I refuse to fall for the ploy of a Motion for Reconsideration or a plea to vacate the decision. This would be akin to a DRO review. They have dug their heels in and are not going to change their minds soon. Any new motion in that venue will simply get more egg on my face. I’m pretty naive. I honestly thought I was dealing with a Veteran-friendly VLJ. In retrospect, it’s fairly obvious who writes his paycheck. We know what that fellow was ordering him to do.
This claim will be decided on one precept-equitable estoppel. I print the definition of it here:
Under the doctrine of equitable estoppel, “he who by his language or
conduct leads another to do what he would not otherwise have done, shall
not subject such person to loss or injury by disappointing the
expectations upon which he acted.” Dickerson v. Colgrove, 100 U.S. 578,
580 (1880). “An essential element of any estoppel is detrimental reliance
on the adverse party’s misrepresentations.” Lyng v. Payne, 476 U.S. 926,
932 (1986).
I relied on the RO to readjudicate my claim based on the submission of new evidence. This they did not accomplish. The list of regulations mandating them to do so are numerous. To wit: 38 CFR §§ 3.156(b), 3.160(c), 19.26, 19.31, 19.32, 19.37(a), 20.302(b)(1994),20.800 and 20.1304(c). Too bad I’m too old to go to law school.





Quick responses:
–Decision stinks.
–Law school. Interesting idea. Any online or free possibilities that the VA will fund or state-funded for seniors?

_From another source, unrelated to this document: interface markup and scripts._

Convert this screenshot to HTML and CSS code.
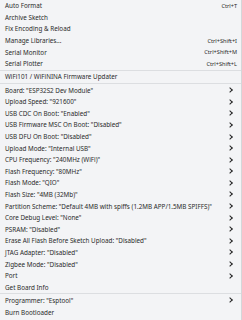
FILE: index.html
```html
<!DOCTYPE html>
<html>
<head>
<meta charset="utf-8">
<link rel="stylesheet" href="styles.css">
</head>
<body>
<div class="menu">
  <div class="scroll-mark"></div>
  <div class="item"><span class="label">Auto Format</span><span class="key">Ctrl+T</span></div>
  <div class="item"><span class="label">Archive Sketch</span></div>
  <div class="item"><span class="label">Fix Encoding &amp; Reload</span></div>
  <div class="item"><span class="label">Manage Libraries...</span><span class="key">Ctrl+Shift+I</span></div>
  <div class="item"><span class="label">Serial Monitor</span><span class="key">Ctrl+Shift+M</span></div>
  <div class="item"><span class="label">Serial Plotter</span><span class="key">Ctrl+Shift+L</span></div>
  <div class="sep"></div>
  <div class="item"><span class="label">WiFi101 / WiFiNINA Firmware Updater</span></div>
  <div class="sep"></div>
  <div class="item"><span class="label">Board: "ESP32S2 Dev Module"</span><span class="chev"></span></div>
  <div class="item"><span class="label">Upload Speed: "921600"</span><span class="chev"></span></div>
  <div class="item"><span class="label">USB CDC On Boot: "Enabled"</span><span class="chev"></span></div>
  <div class="item"><span class="label">USB Firmware MSC On Boot: "Disabled"</span><span class="chev"></span></div>
  <div class="item"><span class="label">USB DFU On Boot: "Disabled"</span><span class="chev"></span></div>
  <div class="item"><span class="label">Upload Mode: "Internal USB"</span><span class="chev"></span></div>
  <div class="item"><span class="label">CPU Frequency: "240MHz (WiFi)"</span><span class="chev"></span></div>
  <div class="item"><span class="label">Flash Frequency: "80MHz"</span><span class="chev"></span></div>
  <div class="item"><span class="label">Flash Mode: "QIO"</span><span class="chev"></span></div>
  <div class="item"><span class="label">Flash Size: "4MB (32Mb)"</span><span class="chev"></span></div>
  <div class="item"><span class="label">Partition Scheme: "Default 4MB with spiffs (1.2MB APP/1.5MB SPIFFS)"</span><span class="chev"></span></div>
  <div class="item"><span class="label">Core Debug Level: "None"</span><span class="chev"></span></div>
  <div class="item"><span class="label">PSRAM: "Disabled"</span><span class="chev"></span></div>
  <div class="item"><span class="label">Erase All Flash Before Sketch Upload: "Disabled"</span><span class="chev"></span></div>
  <div class="item"><span class="label">JTAG Adapter: "Disabled"</span><span class="chev"></span></div>
  <div class="item"><span class="label">Zigbee Mode: "Disabled"</span><span class="chev"></span></div>
  <div class="item"><span class="label">Port</span><span class="chev"></span></div>
  <div class="item"><span class="label">Get Board Info</span></div>
  <div class="sep"></div>
  <div class="item"><span class="label">Programmer: "Esptool"</span><span class="chev"></span></div>
  <div class="item"><span class="label">Burn Bootloader</span></div>
</div>
</body>
</html>
```
FILE: styles.css
```css
html, body {
  margin: 0;
  padding: 0;
  background: #f3f4f6;
}
.menu {
  position: relative;
  width: 241px;
  height: 320px;
  border-right: 1px solid #d4d6d9;
  background: #f3f4f6;
  font-family: "Noto Sans", "Open Sans", sans-serif;
  font-size: 6.3px;
  color: #2a2a2a;
  display: flex;
  flex-direction: column;
  overflow: hidden;
}
.scroll-mark {
  position: absolute;
  right: -1px;
  top: 0;
  width: 1px;
  height: 32px;
  background: #4a9a9c;
}
.item {
  height: 11.6px;
  display: flex;
  align-items: center;
  padding: 0 5px 0 5px;
  flex: none;
}
.label {
  flex: 1;
  white-space: nowrap;
}
.key {
  font-size: 5.6px;
  white-space: nowrap;
  margin-right: -1px;
}
.chev {
  width: 3px;
  height: 3px;
  border-right: 1.2px solid #222;
  border-bottom: 1.2px solid #222;
  transform: rotate(-45deg);
  margin-right: 4px;
}
.sep {
  height: 1px;
  background: #dcdee1;
  margin: 0.3px 0;
  flex: none;
}
```
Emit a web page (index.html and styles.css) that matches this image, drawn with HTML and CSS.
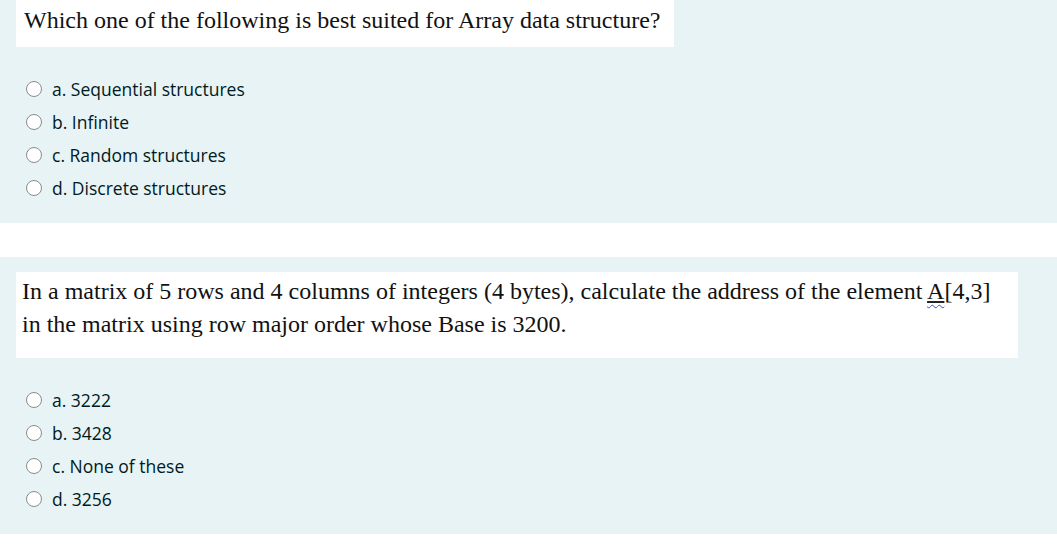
FILE: index.html
```html
<!DOCTYPE html>
<html>
<head>
<meta charset="utf-8">
<link rel="stylesheet" href="styles.css">
</head>
<body>
<div class="que q1">
  <div class="qtext">Which one of the following is best suited for Array data structure?</div>
  <div class="answers">
    <label class="opt"><span class="radio"></span><span>a. Sequential structures</span></label>
    <label class="opt"><span class="radio"></span><span>b. Infinite</span></label>
    <label class="opt"><span class="radio"></span><span>c. Random structures</span></label>
    <label class="opt"><span class="radio"></span><span>d. Discrete structures</span></label>
  </div>
</div>
<div class="que q2">
  <div class="qtext wide">In a matrix of 5 rows and 4 columns of integers (4 bytes), calculate the address of the element <span class="ul"><span class="sq">A</span></span>[4,3] in the matrix using row major order whose Base is 3200.</div>
  <div class="answers">
    <label class="opt"><span class="radio"></span><span>a. 3222</span></label>
    <label class="opt"><span class="radio"></span><span>b. 3428</span></label>
    <label class="opt"><span class="radio"></span><span>c. None of these</span></label>
    <label class="opt"><span class="radio"></span><span>d. 3256</span></label>
  </div>
</div>
</body>
</html>
```
FILE: styles.css
```css
html, body {
  margin: 0;
  padding: 0;
  background: #ffffff;
}
body {
  width: 1057px;
  height: 559px;
  overflow: hidden;
  font-family: "Open Sans", "Noto Sans", sans-serif;
  color: #001a1e;
}
.que {
  background: #e7f3f5;
  padding: 0 0 0 16px;
  display: flex;
  flex-direction: column;
}
.q1 {
  height: 223px;
  box-sizing: border-box;
}
.q2 {
  margin-top: 34px;
  padding-top: 15px;
  height: 277px;
  box-sizing: border-box;
}
.qtext {
  background: #ffffff;
  font-family: "Liberation Serif", "Times New Roman", serif;
  font-size: 24px;
  color: #111111;
  width: 658px;
  box-sizing: border-box;
  padding: 6px 6px 0 8px;
  height: 47px;
  line-height: 28px;
}
.qtext.wide {
  width: 1002px;
  height: 86px;
  padding: 3px 6px 0 6px;
  line-height: 33px;
}
.answers {
  display: flex;
  flex-direction: column;
  padding-left: 10px;
}
.q1 .answers { margin-top: 25px; }
.q2 .answers { margin-top: 25px; }
.opt {
  display: flex;
  align-items: center;
  height: 33px;
  font-size: 17.5px;
  gap: 10px;
}
.radio {
  width: 14px;
  height: 14px;
  border: 1.5px solid #8a8a8a;
  border-radius: 50%;
  background: #ffffff;
  flex: none;
}
.ul {
  text-decoration: underline solid #222;
  text-underline-offset: 2px;
}
.sq {
  text-decoration: underline wavy #2f4fd8;
  text-decoration-thickness: 1px;
  text-underline-offset: 5px;
}
```
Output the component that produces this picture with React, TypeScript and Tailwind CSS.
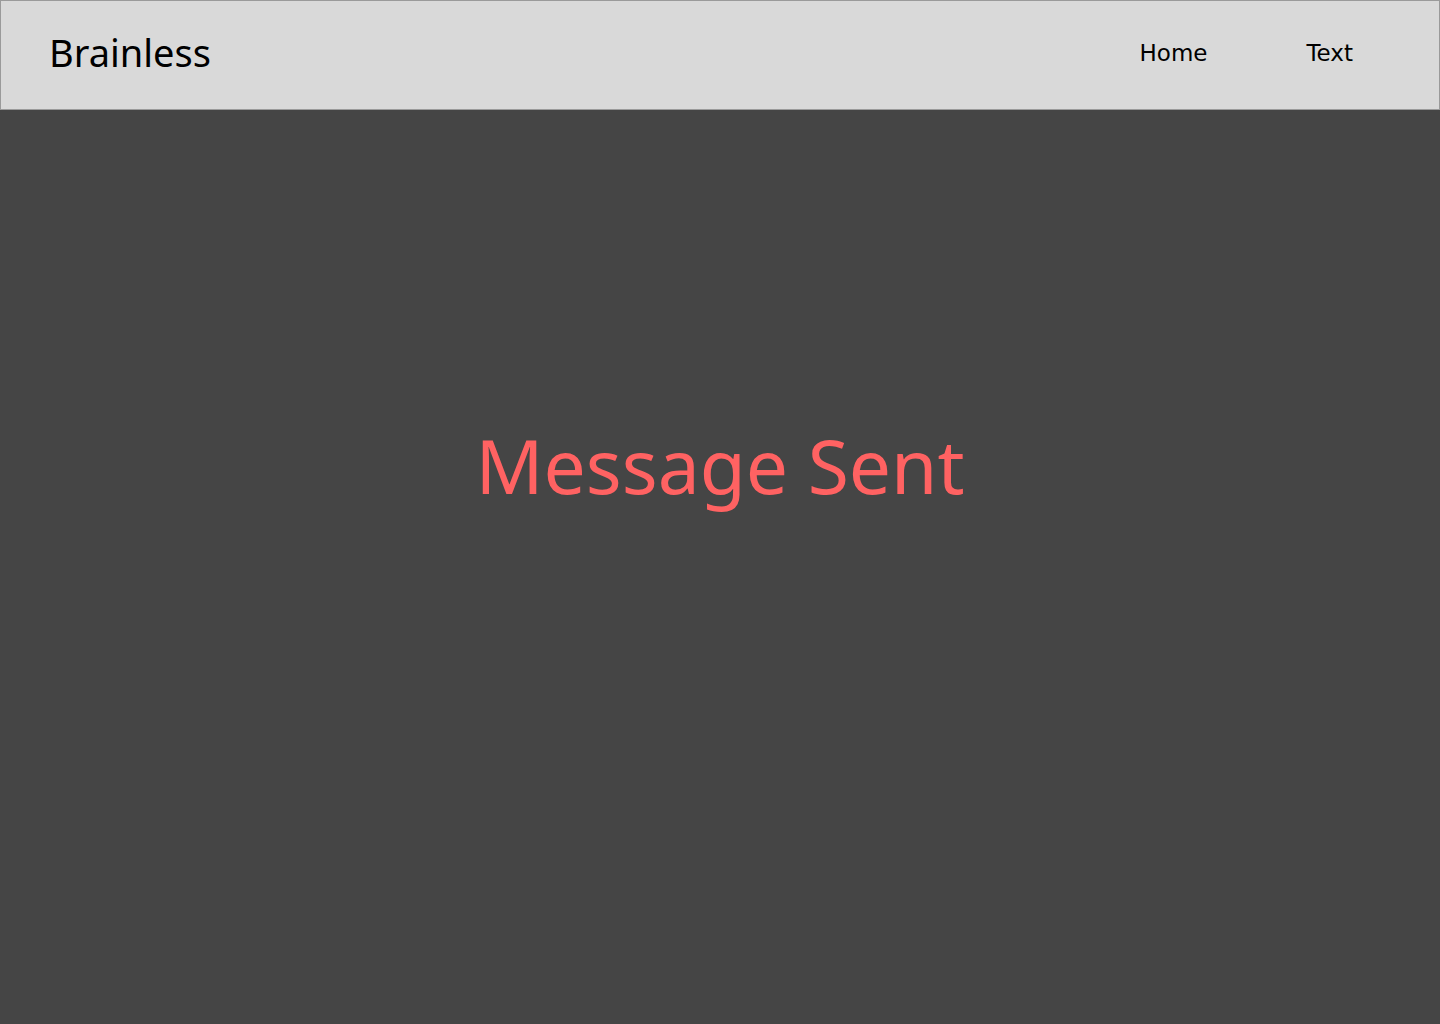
export default function App() {
  return (
    <div className="flex min-h-screen w-full flex-col bg-[#454545]">
      <header className="flex h-[110px] items-center justify-between border border-[#9a9a9a] bg-[#d9d9d9] pl-12 pr-[86px]">
        <h1
          className="pb-[6px] text-[38px] leading-none text-black"
          style={{ fontFamily: '"Noto Sans", sans-serif' }}
        >
          Brainless
        </h1>
        <nav
          className="flex items-center gap-[99px] pb-[4px] text-[23px] text-black"
          style={{ fontFamily: '"DejaVu Sans", sans-serif' }}
        >
          <a href="#">Home</a>
          <a href="#">Text</a>
        </nav>
      </header>

      <main className="flex h-[914px] items-center justify-center pb-[204px]">
        <p className="text-[75px] text-[#ff6262]" style={{ fontFamily: '"Noto Sans", sans-serif' }}>
          Message Sent
        </p>
      </main>
    </div>
  );
}
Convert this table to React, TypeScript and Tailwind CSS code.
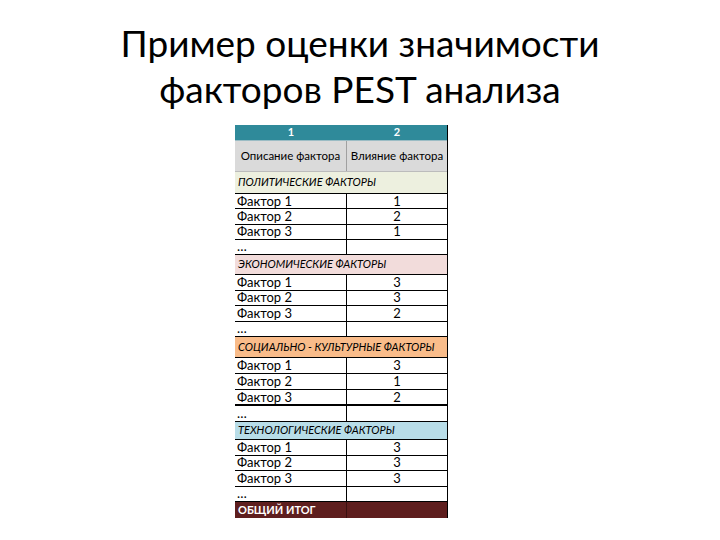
const font = { fontFamily: 'Lato, "Open Sans", sans-serif' };

type Section = { title: string; bg: string; h: string; rows: string[]; rowH: string; thick?: boolean };

const sections: Section[] = [
  { title: "ПОЛИТИЧЕСКИЕ ФАКТОРЫ", bg: "bg-[#edf0df]", h: "h-[22px]", rows: ["1", "2", "1"], rowH: "h-[15.25px]" },
  { title: "ЭКОНОМИЧЕСКИЕ ФАКТОРЫ", bg: "bg-[#f2dcdb]", h: "h-[20px]", rows: ["3", "3", "2"], rowH: "h-[15.5px]" },
  { title: "СОЦИАЛЬНО - КУЛЬТУРНЫЕ ФАКТОРЫ", bg: "bg-[#f9bc8a]", h: "h-[21px]", rows: ["3", "1", "2"], rowH: "h-[16px]", thick: true },
  { title: "ТЕХНОЛОГИЧЕСКИЕ ФАКТОРЫ", bg: "bg-[#b8dde8]", h: "h-[18px]", rows: ["3", "3", "3"], rowH: "h-[15.5px]" },
];

function Row({ label, value, h, thick }: { label: string; value: string; h: string; thick?: boolean }) {
  return (
    <div className={`flex ${h} ${thick ? "border-b-2" : "border-b"} border-black text-[13px] leading-none text-black`}>
      <div className="w-[112px] border-r border-black pl-[2px] flex items-center">{label}</div>
      <div className="flex-1 flex items-center justify-center">{value}</div>
    </div>
  );
}

export default function App() {
  return (
    <div className="w-[720px] h-[540px] bg-white overflow-hidden" style={font}>
      <div className="pt-[20px] text-center text-[37px] leading-[46px] text-black">
        <div>Пример оценки значимости</div>
        <div>факторов PEST анализа</div>
      </div>

      <div className="mt-[13px] ml-[235px] w-[213px] border-r border-black">
        {/* header rows */}
        <div className="flex h-[16px] bg-[#2f8a9a] text-white font-bold text-[11px] border-b border-[#9bbcc4]">
          <div className="w-[112px] flex items-center justify-center">1</div>
          <div className="flex-1 flex items-center justify-center">2</div>
        </div>
        <div className="flex h-[31px] bg-[#dadada] text-[11.5px] text-black border-b border-[#bcbcbc]">
          <div className="w-[112px] border-r border-[#a0a0a0] flex items-center justify-center">Описание фактора</div>
          <div className="flex-1 flex items-center justify-center">Влияние фактора</div>
        </div>

        {sections.map((s) => (
          <div key={s.title}>
            <div className={`${s.h} ${s.bg} border-b border-black flex items-center pl-[3px] text-[11px] italic text-black`}>
              {s.title}
            </div>
            <Row label="Фактор 1" value={s.rows[0]} h={s.rowH} />
            <Row label="Фактор 2" value={s.rows[1]} h={s.rowH} />
            <Row label="Фактор 3" value={s.rows[2]} h={s.rowH} thick={s.thick} />
            <Row label="…" value="" h={s.rowH} />
          </div>
        ))}

        <div className="flex h-[16px] bg-[#5e1e1e] text-white font-bold text-[11px]">
          <div className="w-[112px] border-r border-[#3a1010] pl-[3px] flex items-center">ОБЩИЙ ИТОГ</div>
          <div className="flex-1" />
        </div>
      </div>
    </div>
  );
}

–Timeline software might be really useful for the bleary-eyed case readers understand sequences of events. Visual information is great when data/issues are complex.
Online: 3 Free. http://timeglider.com/
In Word: http://www.microsoft.com/education/en-us/teachers/how-to/Pages/creating-timeline.aspx
Probably can find some free opensource timeline software online to tell one’s story.